Exact reproduction is required for the lines bounded by the one containing "Write a component" and the one containing "number: i +", both bounds included. Print them without any pictures.

──────

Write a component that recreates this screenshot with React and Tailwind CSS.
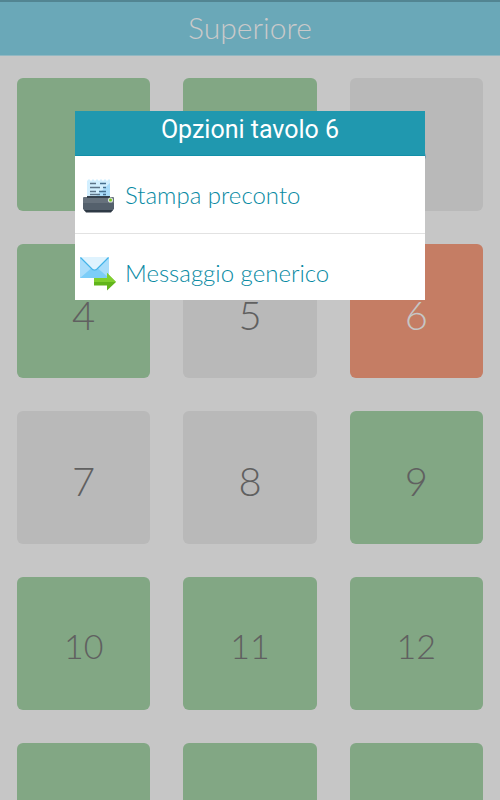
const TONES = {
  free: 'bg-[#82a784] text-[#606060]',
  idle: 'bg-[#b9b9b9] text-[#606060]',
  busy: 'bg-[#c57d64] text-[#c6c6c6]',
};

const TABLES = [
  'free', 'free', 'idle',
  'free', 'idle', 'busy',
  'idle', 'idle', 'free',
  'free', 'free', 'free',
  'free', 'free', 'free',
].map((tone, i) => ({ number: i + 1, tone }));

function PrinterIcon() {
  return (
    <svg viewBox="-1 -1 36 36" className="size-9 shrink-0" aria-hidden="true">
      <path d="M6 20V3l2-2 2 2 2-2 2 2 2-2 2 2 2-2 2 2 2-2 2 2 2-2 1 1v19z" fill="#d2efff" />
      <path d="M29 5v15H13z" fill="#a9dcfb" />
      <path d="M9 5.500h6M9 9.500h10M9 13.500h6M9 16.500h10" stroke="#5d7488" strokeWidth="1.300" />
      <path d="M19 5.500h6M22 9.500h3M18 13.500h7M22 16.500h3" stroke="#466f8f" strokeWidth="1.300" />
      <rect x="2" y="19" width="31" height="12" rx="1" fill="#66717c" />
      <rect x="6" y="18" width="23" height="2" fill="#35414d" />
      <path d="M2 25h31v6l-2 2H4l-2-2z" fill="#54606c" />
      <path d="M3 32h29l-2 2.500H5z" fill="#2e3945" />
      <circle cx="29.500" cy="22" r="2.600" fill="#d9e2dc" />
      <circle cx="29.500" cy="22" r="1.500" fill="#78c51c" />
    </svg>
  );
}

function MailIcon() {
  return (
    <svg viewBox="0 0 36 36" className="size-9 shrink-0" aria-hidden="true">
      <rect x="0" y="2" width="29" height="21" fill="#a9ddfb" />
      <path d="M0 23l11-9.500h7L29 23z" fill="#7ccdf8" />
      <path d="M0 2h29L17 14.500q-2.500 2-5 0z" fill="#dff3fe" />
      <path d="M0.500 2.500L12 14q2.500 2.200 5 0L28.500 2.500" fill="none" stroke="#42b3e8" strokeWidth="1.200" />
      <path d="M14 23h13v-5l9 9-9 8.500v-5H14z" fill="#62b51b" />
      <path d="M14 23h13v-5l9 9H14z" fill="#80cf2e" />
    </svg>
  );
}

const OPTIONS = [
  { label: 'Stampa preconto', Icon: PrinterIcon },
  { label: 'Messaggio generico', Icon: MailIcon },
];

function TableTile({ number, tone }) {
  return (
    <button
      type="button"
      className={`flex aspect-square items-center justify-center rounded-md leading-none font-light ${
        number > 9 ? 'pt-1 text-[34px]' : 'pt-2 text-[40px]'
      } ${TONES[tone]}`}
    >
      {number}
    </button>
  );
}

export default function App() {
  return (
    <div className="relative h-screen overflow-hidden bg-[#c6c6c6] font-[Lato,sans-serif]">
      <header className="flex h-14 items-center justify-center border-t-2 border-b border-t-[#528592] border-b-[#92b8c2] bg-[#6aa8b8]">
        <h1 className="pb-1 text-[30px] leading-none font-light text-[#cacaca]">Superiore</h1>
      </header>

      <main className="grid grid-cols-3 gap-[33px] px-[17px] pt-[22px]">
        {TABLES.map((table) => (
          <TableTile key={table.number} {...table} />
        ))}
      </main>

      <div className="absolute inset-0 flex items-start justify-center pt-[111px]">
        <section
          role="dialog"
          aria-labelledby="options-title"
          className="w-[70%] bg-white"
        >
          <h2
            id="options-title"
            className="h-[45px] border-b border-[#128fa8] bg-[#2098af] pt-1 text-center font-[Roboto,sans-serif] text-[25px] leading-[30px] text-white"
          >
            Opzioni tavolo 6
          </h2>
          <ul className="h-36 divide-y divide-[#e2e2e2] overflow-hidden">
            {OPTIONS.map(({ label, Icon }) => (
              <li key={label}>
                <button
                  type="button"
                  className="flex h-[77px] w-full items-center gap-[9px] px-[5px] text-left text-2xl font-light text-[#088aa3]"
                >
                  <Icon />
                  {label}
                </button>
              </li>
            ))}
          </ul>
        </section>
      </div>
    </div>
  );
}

──────

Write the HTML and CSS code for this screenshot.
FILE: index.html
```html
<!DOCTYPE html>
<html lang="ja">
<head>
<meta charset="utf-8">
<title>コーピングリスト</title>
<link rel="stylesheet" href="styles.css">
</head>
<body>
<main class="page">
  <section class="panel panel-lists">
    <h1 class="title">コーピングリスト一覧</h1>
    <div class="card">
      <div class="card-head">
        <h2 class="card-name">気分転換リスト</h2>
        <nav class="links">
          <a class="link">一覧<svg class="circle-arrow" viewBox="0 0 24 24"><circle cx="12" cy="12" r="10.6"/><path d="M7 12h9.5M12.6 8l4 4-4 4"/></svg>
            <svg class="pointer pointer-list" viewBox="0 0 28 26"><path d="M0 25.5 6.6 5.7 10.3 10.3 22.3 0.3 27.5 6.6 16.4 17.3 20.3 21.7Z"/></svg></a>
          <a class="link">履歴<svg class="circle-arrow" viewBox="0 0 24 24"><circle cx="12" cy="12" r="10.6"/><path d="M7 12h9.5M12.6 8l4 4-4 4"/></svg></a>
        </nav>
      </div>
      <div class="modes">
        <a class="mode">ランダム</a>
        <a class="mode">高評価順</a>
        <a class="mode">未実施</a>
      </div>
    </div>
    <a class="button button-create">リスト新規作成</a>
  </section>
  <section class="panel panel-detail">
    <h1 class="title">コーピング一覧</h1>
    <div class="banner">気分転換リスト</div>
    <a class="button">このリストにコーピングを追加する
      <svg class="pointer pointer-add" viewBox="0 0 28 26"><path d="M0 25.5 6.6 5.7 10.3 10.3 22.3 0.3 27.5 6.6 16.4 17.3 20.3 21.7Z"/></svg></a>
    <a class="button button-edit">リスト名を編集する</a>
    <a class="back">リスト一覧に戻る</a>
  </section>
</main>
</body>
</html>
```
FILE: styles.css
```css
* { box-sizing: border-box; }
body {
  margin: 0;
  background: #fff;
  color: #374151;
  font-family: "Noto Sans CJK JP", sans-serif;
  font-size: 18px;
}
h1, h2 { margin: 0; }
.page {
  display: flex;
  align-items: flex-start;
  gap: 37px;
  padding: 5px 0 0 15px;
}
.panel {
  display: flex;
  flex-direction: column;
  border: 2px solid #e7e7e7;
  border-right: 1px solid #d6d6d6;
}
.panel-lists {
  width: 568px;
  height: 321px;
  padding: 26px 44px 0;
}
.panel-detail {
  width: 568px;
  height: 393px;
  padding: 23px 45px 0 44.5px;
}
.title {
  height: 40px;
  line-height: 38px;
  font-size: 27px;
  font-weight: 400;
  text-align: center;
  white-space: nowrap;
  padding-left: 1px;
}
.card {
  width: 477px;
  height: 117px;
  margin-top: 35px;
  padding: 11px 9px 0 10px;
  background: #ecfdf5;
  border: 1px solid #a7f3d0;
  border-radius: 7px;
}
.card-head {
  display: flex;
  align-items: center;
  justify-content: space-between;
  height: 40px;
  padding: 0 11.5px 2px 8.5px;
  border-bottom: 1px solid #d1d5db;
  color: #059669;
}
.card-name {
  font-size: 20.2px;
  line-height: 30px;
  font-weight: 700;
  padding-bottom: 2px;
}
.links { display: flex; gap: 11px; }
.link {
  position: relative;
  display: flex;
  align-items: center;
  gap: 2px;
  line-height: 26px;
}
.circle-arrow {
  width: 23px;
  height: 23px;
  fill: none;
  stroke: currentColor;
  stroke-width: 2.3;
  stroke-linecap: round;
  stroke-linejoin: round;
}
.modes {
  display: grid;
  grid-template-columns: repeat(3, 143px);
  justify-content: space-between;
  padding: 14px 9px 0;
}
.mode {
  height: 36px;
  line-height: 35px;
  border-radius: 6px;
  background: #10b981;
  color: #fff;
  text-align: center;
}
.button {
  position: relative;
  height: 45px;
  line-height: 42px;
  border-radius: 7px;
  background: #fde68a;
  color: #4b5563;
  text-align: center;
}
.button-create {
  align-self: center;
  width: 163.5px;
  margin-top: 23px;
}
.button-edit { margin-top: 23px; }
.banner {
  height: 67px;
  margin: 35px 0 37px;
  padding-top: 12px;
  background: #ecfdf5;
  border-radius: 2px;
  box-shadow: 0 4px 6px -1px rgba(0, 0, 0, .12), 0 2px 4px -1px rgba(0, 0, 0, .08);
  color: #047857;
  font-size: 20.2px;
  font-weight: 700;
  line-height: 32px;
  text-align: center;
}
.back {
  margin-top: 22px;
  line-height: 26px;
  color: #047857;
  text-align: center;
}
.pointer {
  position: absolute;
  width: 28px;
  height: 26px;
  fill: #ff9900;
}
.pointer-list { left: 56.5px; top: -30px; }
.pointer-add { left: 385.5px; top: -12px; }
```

──────

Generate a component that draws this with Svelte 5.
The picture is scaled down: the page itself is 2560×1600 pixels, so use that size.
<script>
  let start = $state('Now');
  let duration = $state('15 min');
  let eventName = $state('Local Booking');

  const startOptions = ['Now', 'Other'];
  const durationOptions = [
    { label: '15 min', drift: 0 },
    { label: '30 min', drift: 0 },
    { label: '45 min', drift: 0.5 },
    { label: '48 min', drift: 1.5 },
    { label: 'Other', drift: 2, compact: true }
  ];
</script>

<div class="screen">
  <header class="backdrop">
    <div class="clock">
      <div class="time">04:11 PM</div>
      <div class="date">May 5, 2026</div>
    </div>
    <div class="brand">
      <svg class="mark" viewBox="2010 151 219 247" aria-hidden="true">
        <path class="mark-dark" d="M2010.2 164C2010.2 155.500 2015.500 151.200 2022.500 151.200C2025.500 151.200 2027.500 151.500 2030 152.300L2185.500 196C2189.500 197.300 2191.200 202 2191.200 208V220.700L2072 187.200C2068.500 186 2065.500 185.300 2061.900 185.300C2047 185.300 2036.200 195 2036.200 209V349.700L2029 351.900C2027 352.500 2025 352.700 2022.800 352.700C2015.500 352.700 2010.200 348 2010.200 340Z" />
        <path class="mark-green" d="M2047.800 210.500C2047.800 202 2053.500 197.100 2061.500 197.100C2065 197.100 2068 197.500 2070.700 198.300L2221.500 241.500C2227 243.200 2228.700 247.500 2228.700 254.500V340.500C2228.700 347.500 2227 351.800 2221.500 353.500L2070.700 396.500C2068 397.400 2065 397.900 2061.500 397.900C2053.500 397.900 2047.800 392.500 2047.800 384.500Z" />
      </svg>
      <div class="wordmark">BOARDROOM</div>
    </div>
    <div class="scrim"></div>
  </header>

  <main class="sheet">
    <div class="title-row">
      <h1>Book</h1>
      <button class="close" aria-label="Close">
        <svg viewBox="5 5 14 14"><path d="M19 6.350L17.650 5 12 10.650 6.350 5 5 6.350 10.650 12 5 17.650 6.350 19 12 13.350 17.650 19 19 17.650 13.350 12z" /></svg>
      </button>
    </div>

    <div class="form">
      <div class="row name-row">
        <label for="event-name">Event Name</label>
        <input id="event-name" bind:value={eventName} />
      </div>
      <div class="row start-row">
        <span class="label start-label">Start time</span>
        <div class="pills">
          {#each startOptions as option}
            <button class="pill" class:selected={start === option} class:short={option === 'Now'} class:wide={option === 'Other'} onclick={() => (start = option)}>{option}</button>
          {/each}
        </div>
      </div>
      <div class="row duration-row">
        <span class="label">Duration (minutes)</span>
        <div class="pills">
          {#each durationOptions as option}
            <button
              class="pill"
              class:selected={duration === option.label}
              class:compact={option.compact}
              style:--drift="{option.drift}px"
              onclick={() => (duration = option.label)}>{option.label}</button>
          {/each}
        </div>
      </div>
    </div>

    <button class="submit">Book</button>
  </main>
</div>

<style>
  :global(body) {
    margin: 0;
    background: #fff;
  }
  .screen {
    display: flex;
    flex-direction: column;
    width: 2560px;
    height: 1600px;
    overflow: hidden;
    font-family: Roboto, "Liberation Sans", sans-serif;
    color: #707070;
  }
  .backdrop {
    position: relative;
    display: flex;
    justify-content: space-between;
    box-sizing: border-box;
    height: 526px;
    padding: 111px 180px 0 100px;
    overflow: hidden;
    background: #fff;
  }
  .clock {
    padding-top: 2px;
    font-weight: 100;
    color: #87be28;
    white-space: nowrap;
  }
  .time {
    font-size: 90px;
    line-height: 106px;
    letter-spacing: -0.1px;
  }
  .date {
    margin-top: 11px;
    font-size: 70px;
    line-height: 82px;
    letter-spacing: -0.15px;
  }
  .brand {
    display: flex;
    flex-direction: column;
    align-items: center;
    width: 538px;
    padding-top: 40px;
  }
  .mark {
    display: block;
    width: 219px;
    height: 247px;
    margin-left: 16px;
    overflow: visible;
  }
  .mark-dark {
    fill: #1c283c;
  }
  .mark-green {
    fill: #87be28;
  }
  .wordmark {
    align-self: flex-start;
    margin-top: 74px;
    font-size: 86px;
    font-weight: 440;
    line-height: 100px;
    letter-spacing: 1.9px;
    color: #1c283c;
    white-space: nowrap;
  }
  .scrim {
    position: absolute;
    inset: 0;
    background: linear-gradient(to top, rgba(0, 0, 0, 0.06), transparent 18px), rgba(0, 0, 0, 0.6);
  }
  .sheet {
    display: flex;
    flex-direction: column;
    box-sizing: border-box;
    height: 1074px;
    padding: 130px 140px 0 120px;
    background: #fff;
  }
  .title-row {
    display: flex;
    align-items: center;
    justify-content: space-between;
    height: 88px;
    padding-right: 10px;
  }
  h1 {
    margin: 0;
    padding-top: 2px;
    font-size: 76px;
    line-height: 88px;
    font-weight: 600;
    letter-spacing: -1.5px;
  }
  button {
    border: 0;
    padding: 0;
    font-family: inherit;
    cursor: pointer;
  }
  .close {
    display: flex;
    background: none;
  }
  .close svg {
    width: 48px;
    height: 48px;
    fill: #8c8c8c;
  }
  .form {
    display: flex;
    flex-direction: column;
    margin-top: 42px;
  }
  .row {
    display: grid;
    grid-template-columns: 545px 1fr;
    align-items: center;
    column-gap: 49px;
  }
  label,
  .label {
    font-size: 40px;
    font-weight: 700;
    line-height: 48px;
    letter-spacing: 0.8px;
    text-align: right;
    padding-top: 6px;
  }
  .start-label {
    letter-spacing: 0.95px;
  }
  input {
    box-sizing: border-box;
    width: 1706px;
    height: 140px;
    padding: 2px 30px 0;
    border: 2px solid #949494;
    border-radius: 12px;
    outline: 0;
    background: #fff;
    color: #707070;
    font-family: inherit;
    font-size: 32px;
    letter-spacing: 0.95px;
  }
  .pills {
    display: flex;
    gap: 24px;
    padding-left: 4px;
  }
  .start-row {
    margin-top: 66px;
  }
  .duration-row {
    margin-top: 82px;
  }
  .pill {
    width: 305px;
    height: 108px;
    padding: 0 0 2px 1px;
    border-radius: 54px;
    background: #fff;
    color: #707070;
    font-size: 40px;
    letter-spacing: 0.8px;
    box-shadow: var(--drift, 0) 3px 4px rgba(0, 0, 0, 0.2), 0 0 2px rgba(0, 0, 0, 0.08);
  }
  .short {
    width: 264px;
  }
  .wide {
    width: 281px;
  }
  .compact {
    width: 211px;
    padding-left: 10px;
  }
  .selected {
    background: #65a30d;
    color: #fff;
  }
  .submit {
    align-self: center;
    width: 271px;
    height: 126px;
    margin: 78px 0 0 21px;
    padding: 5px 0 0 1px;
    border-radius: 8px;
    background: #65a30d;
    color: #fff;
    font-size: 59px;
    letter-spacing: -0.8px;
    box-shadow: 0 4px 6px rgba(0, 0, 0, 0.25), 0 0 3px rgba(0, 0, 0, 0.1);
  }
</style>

──────

Task result:
Write a component that recreates this screenshot with React and Tailwind CSS.
const TONES = {
  free: 'bg-[#82a784] text-[#606060]',
  idle: 'bg-[#b9b9b9] text-[#606060]',
  busy: 'bg-[#c57d64] text-[#c6c6c6]',
};

const TABLES = [
  'free', 'free', 'idle',
  'free', 'idle', 'busy',
  'idle', 'idle', 'free',
  'free', 'free', 'free',
  'free', 'free', 'free',
].map((tone, i) => ({ number: i + 1, tone }));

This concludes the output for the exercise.